## Information provided
-- Begin --

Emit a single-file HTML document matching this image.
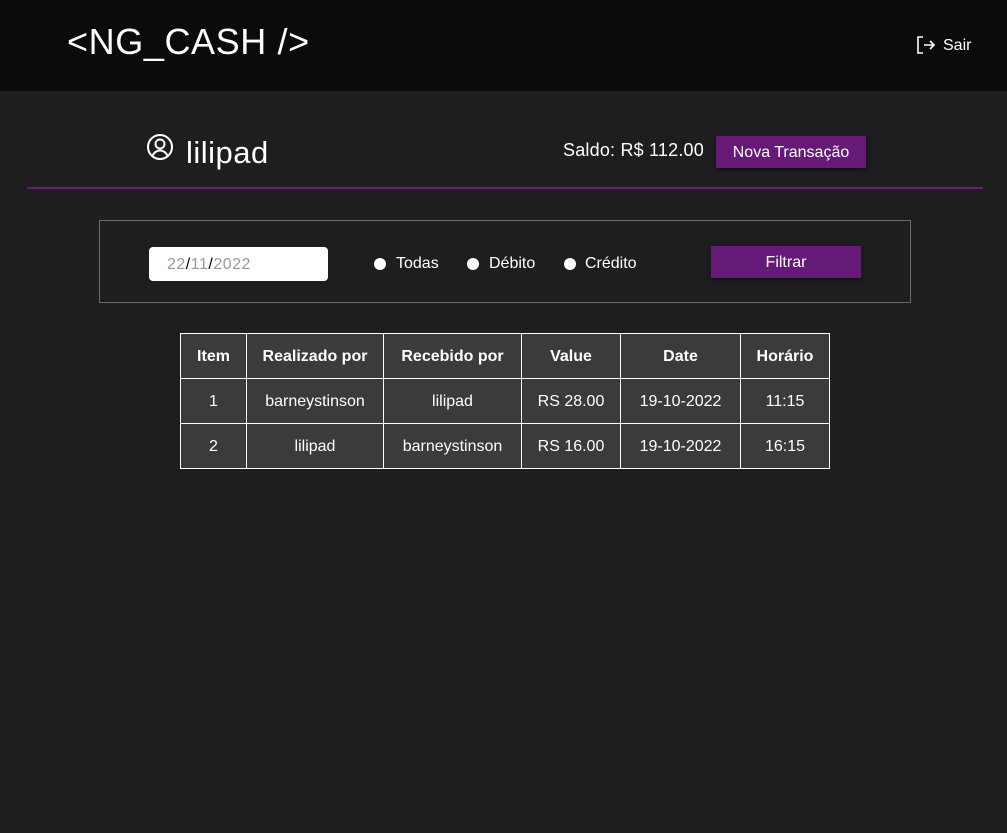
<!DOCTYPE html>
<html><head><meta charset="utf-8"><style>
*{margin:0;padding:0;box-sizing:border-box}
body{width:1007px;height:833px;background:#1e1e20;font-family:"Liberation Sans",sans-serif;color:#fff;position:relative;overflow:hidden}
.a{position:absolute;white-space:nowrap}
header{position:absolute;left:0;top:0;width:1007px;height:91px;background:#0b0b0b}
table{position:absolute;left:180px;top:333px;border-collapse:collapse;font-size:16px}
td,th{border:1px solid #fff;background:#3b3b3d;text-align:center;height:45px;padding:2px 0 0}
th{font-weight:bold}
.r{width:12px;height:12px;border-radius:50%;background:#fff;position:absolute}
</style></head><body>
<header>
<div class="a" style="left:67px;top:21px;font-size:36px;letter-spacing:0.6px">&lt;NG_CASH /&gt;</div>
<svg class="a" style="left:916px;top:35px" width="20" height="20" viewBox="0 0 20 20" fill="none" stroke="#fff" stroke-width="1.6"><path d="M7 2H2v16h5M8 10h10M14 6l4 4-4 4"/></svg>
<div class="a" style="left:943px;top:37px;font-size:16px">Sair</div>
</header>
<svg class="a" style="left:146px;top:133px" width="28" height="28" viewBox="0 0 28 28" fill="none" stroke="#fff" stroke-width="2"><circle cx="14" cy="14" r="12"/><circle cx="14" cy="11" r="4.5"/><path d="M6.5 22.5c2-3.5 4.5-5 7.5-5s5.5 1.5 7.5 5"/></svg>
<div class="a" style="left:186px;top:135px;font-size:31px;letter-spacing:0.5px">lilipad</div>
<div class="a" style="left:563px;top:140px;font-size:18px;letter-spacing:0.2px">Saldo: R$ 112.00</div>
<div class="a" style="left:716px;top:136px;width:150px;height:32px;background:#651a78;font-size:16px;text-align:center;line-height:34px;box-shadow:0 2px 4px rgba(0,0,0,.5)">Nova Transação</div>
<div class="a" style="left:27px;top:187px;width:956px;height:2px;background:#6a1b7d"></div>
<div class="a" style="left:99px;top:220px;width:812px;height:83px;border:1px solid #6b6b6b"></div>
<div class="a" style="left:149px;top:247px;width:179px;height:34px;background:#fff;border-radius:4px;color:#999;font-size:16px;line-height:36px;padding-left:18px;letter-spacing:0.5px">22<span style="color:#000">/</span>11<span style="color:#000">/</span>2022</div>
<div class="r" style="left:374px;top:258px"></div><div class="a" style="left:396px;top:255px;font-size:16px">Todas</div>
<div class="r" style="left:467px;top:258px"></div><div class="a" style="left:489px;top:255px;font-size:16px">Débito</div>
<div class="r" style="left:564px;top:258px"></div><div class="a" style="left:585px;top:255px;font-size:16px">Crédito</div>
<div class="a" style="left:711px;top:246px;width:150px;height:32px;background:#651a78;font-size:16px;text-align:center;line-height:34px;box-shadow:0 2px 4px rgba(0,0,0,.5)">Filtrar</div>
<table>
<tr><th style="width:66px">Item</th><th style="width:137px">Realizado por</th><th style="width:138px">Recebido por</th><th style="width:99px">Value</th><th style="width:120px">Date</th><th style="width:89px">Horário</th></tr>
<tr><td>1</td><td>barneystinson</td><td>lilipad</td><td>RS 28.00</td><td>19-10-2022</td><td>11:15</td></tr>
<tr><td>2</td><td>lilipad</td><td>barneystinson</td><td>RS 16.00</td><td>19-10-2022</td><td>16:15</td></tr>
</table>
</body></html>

-- End --

Quote the preceding listing precisely and completely, omitting its images.

Emit a single-file HTML document matching this image.
<!DOCTYPE html>
<html><head><meta charset="utf-8"><style>
*{margin:0;padding:0;box-sizing:border-box}
body{width:1007px;height:833px;background:#1e1e20;font-family:"Liberation Sans",sans-serif;color:#fff;position:relative;overflow:hidden}
.a{position:absolute;white-space:nowrap}
header{position:absolute;left:0;top:0;width:1007px;height:91px;background:#0b0b0b}
table{position:absolute;left:180px;top:333px;border-collapse:collapse;font-size:16px}
td,th{border:1px solid #fff;background:#3b3b3d;text-align:center;height:45px;padding:2px 0 0}
th{font-weight:bold}
.r{width:12px;height:12px;border-radius:50%;background:#fff;position:absolute}
</style></head><body>
<header>
<div class="a" style="left:67px;top:21px;font-size:36px;letter-spacing:0.6px">&lt;NG_CASH /&gt;</div>
<svg class="a" style="left:916px;top:35px" width="20" height="20" viewBox="0 0 20 20" fill="none" stroke="#fff" stroke-width="1.6"><path d="M7 2H2v16h5M8 10h10M14 6l4 4-4 4"/></svg>
<div class="a" style="left:943px;top:37px;font-size:16px">Sair</div>
</header>
<svg class="a" style="left:146px;top:133px" width="28" height="28" viewBox="0 0 28 28" fill="none" stroke="#fff" stroke-width="2"><circle cx="14" cy="14" r="12"/><circle cx="14" cy="11" r="4.5"/><path d="M6.5 22.5c2-3.5 4.5-5 7.5-5s5.5 1.5 7.5 5"/></svg>
<div class="a" style="left:186px;top:135px;font-size:31px;letter-spacing:0.5px">lilipad</div>
<div class="a" style="left:563px;top:140px;font-size:18px;letter-spacing:0.2px">Saldo: R$ 112.00</div>
<div class="a" style="left:716px;top:136px;width:150px;height:32px;background:#651a78;font-size:16px;text-align:center;line-height:34px;box-shadow:0 2px 4px rgba(0,0,0,.5)">Nova Transação</div>
<div class="a" style="left:27px;top:187px;width:956px;height:2px;background:#6a1b7d"></div>
<div class="a" style="left:99px;top:220px;width:812px;height:83px;border:1px solid #6b6b6b"></div>
<div class="a" style="left:149px;top:247px;width:179px;height:34px;background:#fff;border-radius:4px;color:#999;font-size:16px;line-height:36px;padding-left:18px;letter-spacing:0.5px">22<span style="color:#000">/</span>11<span style="color:#000">/</span>2022</div>
<div class="r" style="left:374px;top:258px"></div><div class="a" style="left:396px;top:255px;font-size:16px">Todas</div>
<div class="r" style="left:467px;top:258px"></div><div class="a" style="left:489px;top:255px;font-size:16px">Débito</div>
<div class="r" style="left:564px;top:258px"></div><div class="a" style="left:585px;top:255px;font-size:16px">Crédito</div>
<div class="a" style="left:711px;top:246px;width:150px;height:32px;background:#651a78;font-size:16px;text-align:center;line-height:34px;box-shadow:0 2px 4px rgba(0,0,0,.5)">Filtrar</div>
<table>
<tr><th style="width:66px">Item</th><th style="width:137px">Realizado por</th><th style="width:138px">Recebido por</th><th style="width:99px">Value</th><th style="width:120px">Date</th><th style="width:89px">Horário</th></tr>
<tr><td>1</td><td>barneystinson</td><td>lilipad</td><td>RS 28.00</td><td>19-10-2022</td><td>11:15</td></tr>
<tr><td>2</td><td>lilipad</td><td>barneystinson</td><td>RS 16.00</td><td>19-10-2022</td><td>16:15</td></tr>
</table>
</body></html>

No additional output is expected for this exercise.